Task directions:
Every line below is to be copied exactly, with the pictures left out.

━━━ Information supplied ━━━

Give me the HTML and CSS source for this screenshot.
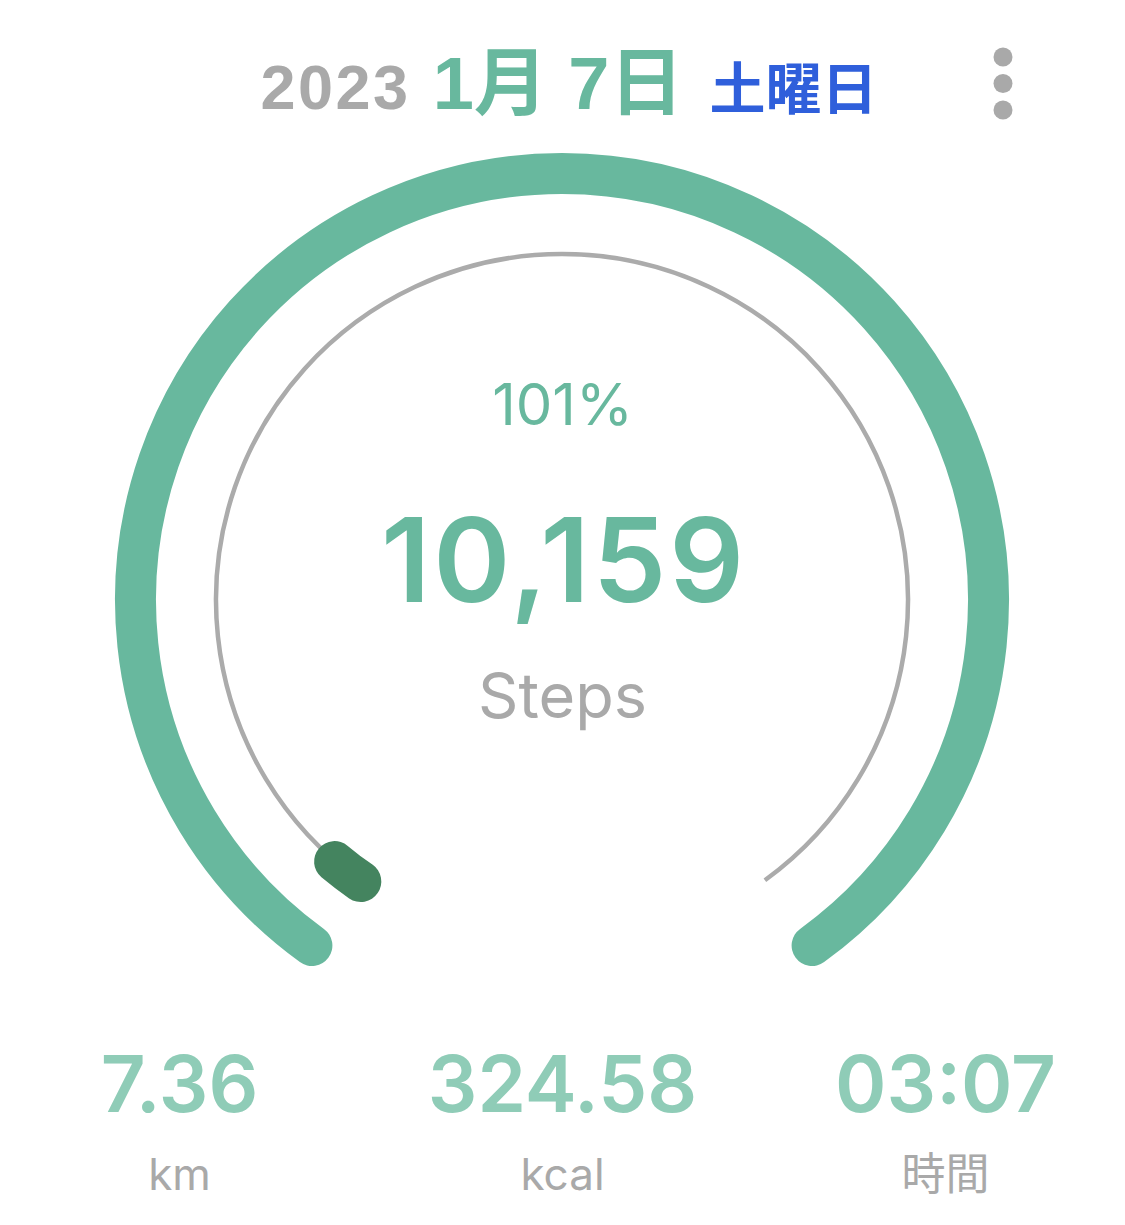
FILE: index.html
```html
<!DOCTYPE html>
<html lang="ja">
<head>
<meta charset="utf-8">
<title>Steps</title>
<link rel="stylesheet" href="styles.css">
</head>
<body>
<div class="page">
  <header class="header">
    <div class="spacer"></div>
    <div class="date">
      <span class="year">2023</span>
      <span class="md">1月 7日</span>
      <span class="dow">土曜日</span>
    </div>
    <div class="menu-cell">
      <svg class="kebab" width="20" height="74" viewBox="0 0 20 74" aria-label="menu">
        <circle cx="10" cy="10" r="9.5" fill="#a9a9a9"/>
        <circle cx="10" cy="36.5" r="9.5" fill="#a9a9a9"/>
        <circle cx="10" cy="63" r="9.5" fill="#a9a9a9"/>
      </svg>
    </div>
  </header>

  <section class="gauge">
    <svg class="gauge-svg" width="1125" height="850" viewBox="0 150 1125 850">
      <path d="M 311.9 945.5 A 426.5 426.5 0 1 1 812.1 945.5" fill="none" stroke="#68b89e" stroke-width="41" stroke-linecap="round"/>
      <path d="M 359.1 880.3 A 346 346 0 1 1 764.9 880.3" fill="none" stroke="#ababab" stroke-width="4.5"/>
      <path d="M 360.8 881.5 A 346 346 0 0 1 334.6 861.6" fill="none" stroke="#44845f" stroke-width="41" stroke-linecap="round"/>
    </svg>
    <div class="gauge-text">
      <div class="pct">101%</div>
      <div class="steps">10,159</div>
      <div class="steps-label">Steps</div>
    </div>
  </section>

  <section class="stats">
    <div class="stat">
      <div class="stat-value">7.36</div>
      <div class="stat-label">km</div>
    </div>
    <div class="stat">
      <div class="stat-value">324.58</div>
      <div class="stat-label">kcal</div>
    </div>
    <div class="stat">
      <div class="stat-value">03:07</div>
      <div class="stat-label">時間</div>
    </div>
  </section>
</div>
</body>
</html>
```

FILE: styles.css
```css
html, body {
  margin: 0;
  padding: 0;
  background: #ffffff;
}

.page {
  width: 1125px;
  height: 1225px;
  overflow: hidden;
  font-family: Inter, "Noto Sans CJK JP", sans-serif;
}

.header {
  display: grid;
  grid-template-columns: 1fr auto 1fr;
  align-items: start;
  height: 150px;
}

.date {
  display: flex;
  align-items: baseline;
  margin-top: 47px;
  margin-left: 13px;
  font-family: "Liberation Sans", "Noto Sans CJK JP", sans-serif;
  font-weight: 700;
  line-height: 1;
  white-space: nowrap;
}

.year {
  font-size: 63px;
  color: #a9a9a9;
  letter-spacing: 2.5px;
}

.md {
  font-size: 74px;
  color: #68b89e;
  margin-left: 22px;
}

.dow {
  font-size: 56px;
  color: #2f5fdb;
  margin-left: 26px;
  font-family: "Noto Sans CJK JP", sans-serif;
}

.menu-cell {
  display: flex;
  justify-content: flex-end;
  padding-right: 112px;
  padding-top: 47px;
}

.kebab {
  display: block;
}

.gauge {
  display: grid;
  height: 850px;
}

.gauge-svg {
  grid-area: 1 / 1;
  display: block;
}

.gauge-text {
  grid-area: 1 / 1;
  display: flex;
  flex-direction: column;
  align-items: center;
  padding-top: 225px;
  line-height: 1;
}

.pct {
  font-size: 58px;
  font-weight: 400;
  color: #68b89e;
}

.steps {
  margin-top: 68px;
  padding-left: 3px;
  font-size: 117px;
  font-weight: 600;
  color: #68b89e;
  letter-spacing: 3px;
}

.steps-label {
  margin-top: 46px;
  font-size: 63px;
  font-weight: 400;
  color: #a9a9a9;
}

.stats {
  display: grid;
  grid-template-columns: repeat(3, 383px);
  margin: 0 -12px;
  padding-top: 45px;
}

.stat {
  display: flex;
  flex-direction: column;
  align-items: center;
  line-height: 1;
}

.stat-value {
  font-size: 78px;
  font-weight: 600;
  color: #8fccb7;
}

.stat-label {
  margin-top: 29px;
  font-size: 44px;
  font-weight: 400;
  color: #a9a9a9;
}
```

━━━

Task output:
Give me the HTML and CSS source for this screenshot.
FILE: index.html
```html
<!DOCTYPE html>
<html lang="ja">
<head>
<meta charset="utf-8">
<title>Steps</title>
<link rel="stylesheet" href="styles.css">
</head>
<body>
<div class="page">
  <header class="header">
    <div class="spacer"></div>
    <div class="date">
      <span class="year">2023</span>
      <span class="md">1月 7日</span>
      <span class="dow">土曜日</span>
    </div>
    <div class="menu-cell">
      <svg class="kebab" width="20" height="74" viewBox="0 0 20 74" aria-label="menu">
        <circle cx="10" cy="10" r="9.5" fill="#a9a9a9"/>
        <circle cx="10" cy="36.5" r="9.5" fill="#a9a9a9"/>
        <circle cx="10" cy="63" r="9.5" fill="#a9a9a9"/>
      </svg>
    </div>
  </header>

  <section class="gauge">
    <svg class="gauge-svg" width="1125" height="850" viewBox="0 150 1125 850">
      <path d="M 311.9 945.5 A 426.5 426.5 0 1 1 812.1 945.5" fill="none" stroke="#68b89e" stroke-width="41" stroke-linecap="round"/>
      <path d="M 359.1 880.3 A 346 346 0 1 1 764.9 880.3" fill="none" stroke="#ababab" stroke-width="4.5"/>
      <path d="M 360.8 881.5 A 346 346 0 0 1 334.6 861.6" fill="none" stroke="#44845f" stroke-width="41" stroke-linecap="round"/>
    </svg>
    <div class="gauge-text">
      <div class="pct">101%</div>
      <div class="steps">10,159</div>
      <div class="steps-label">Steps</div>
    </div>
  </section>

  <section class="stats">
    <div class="stat">
      <div class="stat-value">7.36</div>
      <div class="stat-label">km</div>
    </div>
    <div class="stat">
      <div class="stat-value">324.58</div>
      <div class="stat-label">kcal</div>
    </div>
    <div class="stat">
      <div class="stat-value">03:07</div>
      <div class="stat-label">時間</div>
    </div>
  </section>
</div>
</body>
</html>
```

FILE: styles.css
```css
html, body {
  margin: 0;
  padding: 0;
  background: #ffffff;
}

.page {
  width: 1125px;
  height: 1225px;
  overflow: hidden;
  font-family: Inter, "Noto Sans CJK JP", sans-serif;
}

.header {
  display: grid;
  grid-template-columns: 1fr auto 1fr;
  align-items: start;
  height: 150px;
}

.date {
  display: flex;
  align-items: baseline;
  margin-top: 47px;
  margin-left: 13px;
  font-family: "Liberation Sans", "Noto Sans CJK JP", sans-serif;
  font-weight: 700;
  line-height: 1;
  white-space: nowrap;
}

.year {
  font-size: 63px;
  color: #a9a9a9;
  letter-spacing: 2.5px;
}

.md {
  font-size: 74px;
  color: #68b89e;
  margin-left: 22px;
}

.dow {
  font-size: 56px;
  color: #2f5fdb;
  margin-left: 26px;
  font-family: "Noto Sans CJK JP", sans-serif;
}

.menu-cell {
  display: flex;
  justify-content: flex-end;
  padding-right: 112px;
  padding-top: 47px;
}

.kebab {
  display: block;
}

.gauge {
  display: grid;
  height: 850px;
}

.gauge-svg {
  grid-area: 1 / 1;
  display: block;
}

.gauge-text {
  grid-area: 1 / 1;
  display: flex;
  flex-direction: column;
  align-items: center;
  padding-top: 225px;
  line-height: 1;
}

.pct {
  font-size: 58px;
  font-weight: 400;
  color: #68b89e;
}

.steps {
  margin-top: 68px;
  padding-left: 3px;
  font-size: 117px;
  font-weight: 600;
  color: #68b89e;
  letter-spacing: 3px;
}

.steps-label {
  margin-top: 46px;
  font-size: 63px;
  font-weight: 400;
  color: #a9a9a9;
}

.stats {
  display: grid;
  grid-template-columns: repeat(3, 383px);
  margin: 0 -12px;
  padding-top: 45px;
}

.stat {
  display: flex;
  flex-direction: column;
  align-items: center;
  line-height: 1;
}

.stat-value {
  font-size: 78px;
  font-weight: 600;
  color: #8fccb7;
}

.stat-label {
  margin-top: 29px;
  font-size: 44px;
  font-weight: 400;
  color: #a9a9a9;
}
```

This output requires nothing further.